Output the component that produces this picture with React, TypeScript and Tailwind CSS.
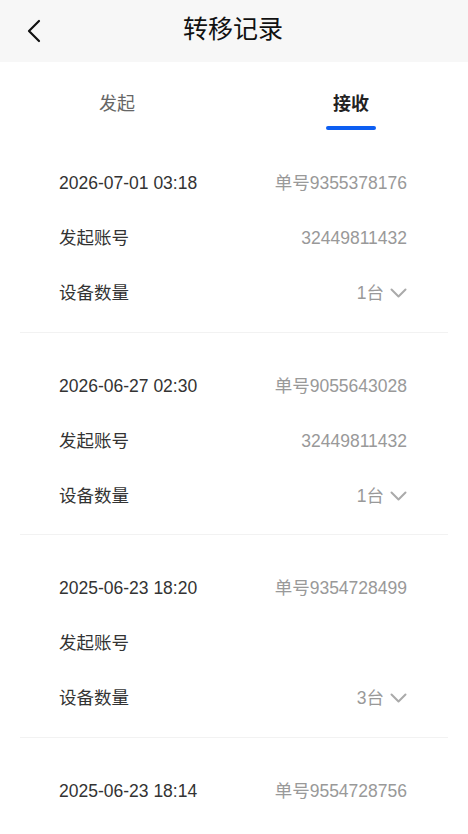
import React from "react";

type Rec = { time: string; no: string; account: string; count: string };

const records: Rec[] = [
  { time: "2026-07-01 03:18", no: "9355378176", account: "32449811432", count: "1台" },
  { time: "2026-06-27 02:30", no: "9055643028", account: "32449811432", count: "1台" },
  { time: "2025-06-23 18:20", no: "9354728499", account: "", count: "3台" },
  { time: "2025-06-23 18:14", no: "9554728756", account: "32449811432", count: "2台" },
];

const font = { fontFamily: '"Liberation Sans", Arial, "Noto Sans CJK SC", sans-serif' };

function Card({ r }: { r: Rec }) {
  return (
    <div className="mx-[20px] border-b border-[#f2f2f2] pt-[26px] pb-[10.5px]">
      <div className="pl-[39px] pr-[41px] text-[17.5px]">
        <div className="h-[55px] flex items-center justify-between">
          <span className="text-[#333]">{r.time}</span>
          <span className="text-[#999]">单号{r.no}</span>
        </div>
        <div className="h-[55px] flex items-center justify-between">
          <span className="text-[#333]">发起账号</span>
          <span className="text-[#999]">{r.account}</span>
        </div>
        <div className="h-[55px] flex items-center justify-between">
          <span className="text-[#333]">设备数量</span>
          <span className="flex items-center text-[#999]">
            {r.count}
            <svg width="17" height="11" viewBox="0 0 17 11" className="ml-[6px]" fill="none">
              <polyline points="1.5,1.5 8.5,8.5 15.5,1.5" stroke="#aaa" strokeWidth="2" strokeLinecap="round" strokeLinejoin="round" />
            </svg>
          </span>
        </div>
      </div>
    </div>
  );
}

export default function App() {
  return (
    <div className="w-[468px] min-h-[834px] bg-white" style={font}>
      <div className="h-[62px] bg-[#f7f7f7] flex items-center relative">
        <div className="w-[62px] flex items-center justify-center pl-[5px]">
          <svg width="16" height="24" viewBox="0 0 16 24" fill="none">
            <polyline points="13,2 3,12 13,22" stroke="#111" strokeWidth="2.2" strokeLinecap="round" strokeLinejoin="round" />
          </svg>
        </div>
        <div className="absolute inset-0 flex items-center justify-center pointer-events-none">
          <span className="text-[25px] text-[#111] leading-none pb-[4px] pr-[2px]">转移记录</span>
        </div>
      </div>
      <div className="h-[68px] flex">
        <div className="flex-1 flex flex-col items-center pt-[29px]">
          <span className="text-[18px] leading-[26px] text-[#666]">发起</span>
        </div>
        <div className="flex-1 flex flex-col items-center pt-[29px]">
          <span className="text-[18px] leading-[26px] text-[#222] font-bold">接收</span>
          <div className="mt-[9px] w-[50px] h-[4px] rounded-full bg-[#0d5ef2]" />
        </div>
      </div>
      {records.map((r, i) => (
        <Card key={i} r={r} />
      ))}
    </div>
  );
}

-=-=-=-=-

### YOUR OBJECTIVE
Give every line above again exactly, with no pictures.

### EXERCISE OUTPUT
Output the component that produces this picture with React, TypeScript and Tailwind CSS.
import React from "react";

type Rec = { time: string; no: string; account: string; count: string };

const records: Rec[] = [
  { time: "2026-07-01 03:18", no: "9355378176", account: "32449811432", count: "1台" },
  { time: "2026-06-27 02:30", no: "9055643028", account: "32449811432", count: "1台" },
  { time: "2025-06-23 18:20", no: "9354728499", account: "", count: "3台" },
  { time: "2025-06-23 18:14", no: "9554728756", account: "32449811432", count: "2台" },
];

const font = { fontFamily: '"Liberation Sans", Arial, "Noto Sans CJK SC", sans-serif' };

function Card({ r }: { r: Rec }) {
  return (
    <div className="mx-[20px] border-b border-[#f2f2f2] pt-[26px] pb-[10.5px]">
      <div className="pl-[39px] pr-[41px] text-[17.5px]">
        <div className="h-[55px] flex items-center justify-between">
          <span className="text-[#333]">{r.time}</span>
          <span className="text-[#999]">单号{r.no}</span>
        </div>
        <div className="h-[55px] flex items-center justify-between">
          <span className="text-[#333]">发起账号</span>
          <span className="text-[#999]">{r.account}</span>
        </div>
        <div className="h-[55px] flex items-center justify-between">
          <span className="text-[#333]">设备数量</span>
          <span className="flex items-center text-[#999]">
            {r.count}
            <svg width="17" height="11" viewBox="0 0 17 11" className="ml-[6px]" fill="none">
              <polyline points="1.5,1.5 8.5,8.5 15.5,1.5" stroke="#aaa" strokeWidth="2" strokeLinecap="round" strokeLinejoin="round" />
            </svg>
          </span>
        </div>
      </div>
    </div>
  );
}

export default function App() {
  return (
    <div className="w-[468px] min-h-[834px] bg-white" style={font}>
      <div className="h-[62px] bg-[#f7f7f7] flex items-center relative">
        <div className="w-[62px] flex items-center justify-center pl-[5px]">
          <svg width="16" height="24" viewBox="0 0 16 24" fill="none">
            <polyline points="13,2 3,12 13,22" stroke="#111" strokeWidth="2.2" strokeLinecap="round" strokeLinejoin="round" />
          </svg>
        </div>
        <div className="absolute inset-0 flex items-center justify-center pointer-events-none">
          <span className="text-[25px] text-[#111] leading-none pb-[4px] pr-[2px]">转移记录</span>
        </div>
      </div>
      <div className="h-[68px] flex">
        <div className="flex-1 flex flex-col items-center pt-[29px]">
          <span className="text-[18px] leading-[26px] text-[#666]">发起</span>
        </div>
        <div className="flex-1 flex flex-col items-center pt-[29px]">
          <span className="text-[18px] leading-[26px] text-[#222] font-bold">接收</span>
          <div className="mt-[9px] w-[50px] h-[4px] rounded-full bg-[#0d5ef2]" />
        </div>
      </div>
      {records.map((r, i) => (
        <Card key={i} r={r} />
      ))}
    </div>
  );
}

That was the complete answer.